Adressen & Literatur
Zentrum Gender Studies
Universität Basel
Steinengraben 5
CH - 4051 Basel
Internet: genderstudies.unibas.ch
Universitätsspital Basel
Frauenklinik
Spitalstrasse 21
4031 Basel
Internet: www.unispital-basel.ch
Literatur
Das Väter-Handbuch: Theorie, Forschung, Praxis
Walter, Heinz & Eickhorst, Andreas:
Gießen, Psychosozial-Verlag
Erscheint im Februar 2012
Preis: 69,90
Zusatzinfos
Oxytocin ist ein Hormon mit großer Bedeutung für den Geburtsprozess und das Stillen. Es spielt eine wesentliche Rolle bei der Entstehung der Wehen. Zudem ist es seit einiger Zeit als "Bindungshormon" oder populärwissenschaftlich "Kuschelhormon" im Gespräch. Es beeinflusst nicht nur das Verhalten zwischen Eltern und Kind, sondern auch zwischen Geschlechtspartnern und ganz allgemein soziale Interaktionen.

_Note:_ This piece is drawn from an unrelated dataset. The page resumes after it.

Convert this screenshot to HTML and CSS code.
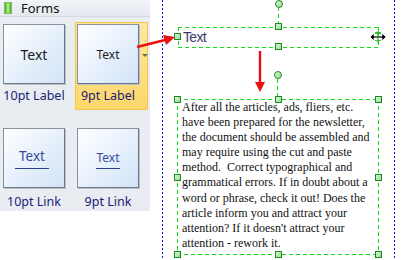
FILE: index.html
```html
<!DOCTYPE html>
<html lang="en">
<head>
    <meta charset="UTF-8">
    <title>Forms</title>
    <link rel="stylesheet" href="styles.css">
</head>
<body>
    <div class="page">
        <aside class="panel">
            <div class="panel-head">
                <span class="head-icon"></span>
                <span class="head-title">Forms</span>
            </div>
            <div class="gallery">
                <div class="item">
                    <div class="tile"><span class="tile-text big">Text</span></div>
                    <div class="caption">10pt Label</div>
                </div>
                <div class="item selected">
                    <div class="tile"><span class="tile-text">Text</span></div>
                    <div class="caption">9pt Label</div>
                    <span class="more"></span>
                </div>
                <div class="item">
                    <div class="tile"><span class="tile-link big">Text</span></div>
                    <div class="caption">10pt Link</div>
                </div>
                <div class="item">
                    <div class="tile"><span class="tile-link">Text</span></div>
                    <div class="caption">9pt Link</div>
                </div>
            </div>
        </aside>

        <main class="canvas">
            <div class="guide guide-left"></div>
            <div class="guide guide-right"></div>

            <!-- label shape -->
            <span class="rotate" style="left:125px;top:0px"></span>
            <span class="stem" style="left:128px;top:7px;height:17px"></span>
            <div class="shape label-shape">Text</div>
            <span class="handle" style="left:24px;top:33px"></span>
            <span class="handle" style="left:125px;top:23px"></span>
            <span class="handle" style="left:125px;top:43px"></span>

            <!-- text block shape -->
            <span class="rotate" style="left:124px;top:71px"></span>
            <span class="stem" style="left:127px;top:79px;height:18px"></span>
            <div class="shape text-shape">After all the articles, ads, fliers, etc.<br>have been prepared for the newsletter,<br>the document should be assembled and<br>may require using the cut and paste<br>method.&nbsp; Correct typographical and<br>grammatical errors. If in doubt about a<br>word or phrase, check it out! Does the<br>article inform you and attract your<br>attention? If it doesn't attract your<br>attention - rework it.</div>
            <span class="handle" style="left:24px;top:96px"></span>
            <span class="handle" style="left:125px;top:96px"></span>
            <span class="handle" style="left:225px;top:96px"></span>
            <span class="handle" style="left:24px;top:174px"></span>
            <span class="handle" style="left:225px;top:174px"></span>
            <span class="handle" style="left:24px;top:251px"></span>
            <span class="handle" style="left:125px;top:251px"></span>
            <span class="handle" style="left:225px;top:251px"></span>
        </main>

        <svg class="overlay" width="402" height="260" viewBox="0 0 402 260">
            <!-- drag arrow into canvas -->
            <line x1="137" y1="47" x2="165" y2="40" stroke="#e81010" stroke-width="2.4"/>
            <polygon points="175,37 163,35 166,45" fill="#e81010"/>
            <!-- arrow down to text block -->
            <line x1="260" y1="51" x2="260" y2="83" stroke="#e81010" stroke-width="2.4"/>
            <polygon points="255,82 265,82 260,92" fill="#e81010"/>
            <!-- resize cursor -->
            <g transform="translate(378,37)">
                <path d="M-8 0 L-4 -4 L-4 -1 L4 -1 L4 -4 L8 0 L4 4 L4 1 L-4 1 L-4 4 Z" fill="#000" stroke="#fff" stroke-width="0.8"/>
                <rect x="-3" y="-5" width="6" height="2" fill="#3ac43a"/>
                <rect x="-0.5" y="-6" width="1" height="12" fill="#1a9a1a"/>
                <rect x="-3" y="3" width="6" height="1" fill="#3ac43a"/>
            </g>
        </svg>
    </div>
</body>
</html>
```

FILE: styles.css
```css
body {
    margin: 0;
    background: #fff;
}
.page {
    position: relative;
    display: flex;
    width: 402px;
    height: 260px;
    overflow: hidden;
}
.panel {
    width: 150px;
    height: 211px;
    background: #e9ecf0;
    font-family: "Noto Sans", "Open Sans", sans-serif;
}
.panel-head {
    display: flex;
    align-items: center;
    gap: 9px;
    height: 16px;
    padding-left: 4px;
    background: linear-gradient(#f1f4f8, #e4e9ef);
    border-bottom: 1px solid #d3d9e2;
    font-size: 13px;
    color: #111;
}
.head-icon {
    width: 8px;
    height: 12px;
    background: linear-gradient(90deg, #4fa82a, #b6f08a 50%, #4fa82a);
    border: 1px solid #7cc25a;
    box-sizing: border-box;
}
.gallery {
    display: grid;
    grid-template-columns: 74px 73px;
    grid-auto-rows: 88px;
    row-gap: 16px;
    padding: 5px 0 0 1px;
}
.item {
    position: relative;
    display: flex;
    flex-direction: column;
    padding: 2px 0 0 2px;
}
.item.selected {
    background: linear-gradient(#fde7a4, #fcd86a);
    box-shadow: inset 0 0 0 1px #f3c846;
}
.tile {
    width: 62px;
    height: 60px;
    box-sizing: border-box;
    border: 1px solid #8a929e;
    border-right-color: #6d7684;
    border-bottom-color: #6d7684;
    box-shadow: 1px 1px 0 #b9c1cc;
    background: linear-gradient(135deg, #ffffff, #e3eefb 60%, #d3e3f6);
    display: flex;
    align-items: center;
    justify-content: center;
}
.tile-text {
    font-size: 12px;
    color: #1b1b1b;
}
.tile-text.big {
    font-size: 14px;
}
.tile-link {
    font-size: 12px;
    color: #3a4a9a;
    padding-bottom: 3px;
    border-bottom: 1px solid #2e3f8c;
    line-height: 15px;
    margin-top: 2px;
}
.tile-link.big {
    font-size: 13.5px;
    padding: 0 4px 4px;
    margin-left: -4px;
}
.caption {
    width: 62px;
    margin-top: 3px;
    text-align: center;
    font-size: 12.5px;
    color: #1c1c78;
}
.item:nth-child(n+3) .caption {
    margin-top: 5px;
}
.more {
    position: absolute;
    left: 67px;
    top: 32px;
    width: 0;
    height: 0;
    border-left: 3px solid transparent;
    border-right: 3px solid transparent;
    border-top: 3px solid #6a6a6a;
}
.canvas {
    position: relative;
    flex: 1;
    height: 260px;
}
.guide {
    position: absolute;
    top: 0;
    width: 1px;
    height: 260px;
    background: repeating-linear-gradient(#1010e0 0 2px, transparent 2px 4px);
}
.guide-left {
    left: 12px;
}
.guide-right {
    left: 244px;
}
.shape {
    position: absolute;
    box-sizing: border-box;
    background:
        repeating-linear-gradient(90deg, #10e010 0 4px, transparent 4px 7px) top left / 100% 1px no-repeat,
        repeating-linear-gradient(90deg, #10e010 0 4px, transparent 4px 7px) bottom left / 100% 1px no-repeat,
        repeating-linear-gradient(#10e010 0 4px, transparent 4px 7px) top left / 1px 100% no-repeat,
        repeating-linear-gradient(#10e010 0 4px, transparent 4px 7px) top right / 1px 100% no-repeat;
}
.label-shape {
    left: 28px;
    top: 27px;
    width: 201px;
    height: 21px;
    padding-left: 5px;
    font-family: "Liberation Sans", Arial, sans-serif;
    font-size: 14px;
    line-height: 20px;
    letter-spacing: -0.7px;
    color: #3c3c6c;
}
.text-shape {
    left: 27px;
    top: 99px;
    width: 202px;
    height: 156px;
    padding: 1px 0 0 5px;
    font-family: "Liberation Serif", "Times New Roman", serif;
    font-size: 12px;
    line-height: 15.1px;
    white-space: nowrap;
    color: #111;
}
.stem {
    position: absolute;
    width: 1px;
    background: repeating-linear-gradient(#10e010 0 4px, transparent 4px 7px);
}
.handle,
.rotate {
    position: absolute;
    width: 7px;
    height: 7px;
    box-sizing: border-box;
    border: 1px solid #1a8a1a;
    background: linear-gradient(135deg, #d8f6d8, #96dc96);
}
.rotate {
    width: 8px;
    height: 8px;
    border-radius: 50%;
}
.overlay {
    position: absolute;
    left: 0;
    top: 0;
}
```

Genderstudies: Der Begriff wird im Deutschen als "Geschlechterforschung" übersetzt und beinhaltet die wissenschaftliche Analyse der Entstehung, Relevanz, Geschichte und Praxis von Unterschieden zwischen den Geschlechtern. Geschlecht wird in diesem Zusammenhang als soziokulturelle Konstruktion verstanden (= gender), die auch die Dimension Sexualität (= sex) berücksichtigen muss. Gender meint also weniger das biologische, als eher das soziale Geschlecht. Die Geschlechterforschung ist sowohl Kultur- als auch Sozialwissenschaft und untersucht die Beziehungen der Geschlechter untereinander.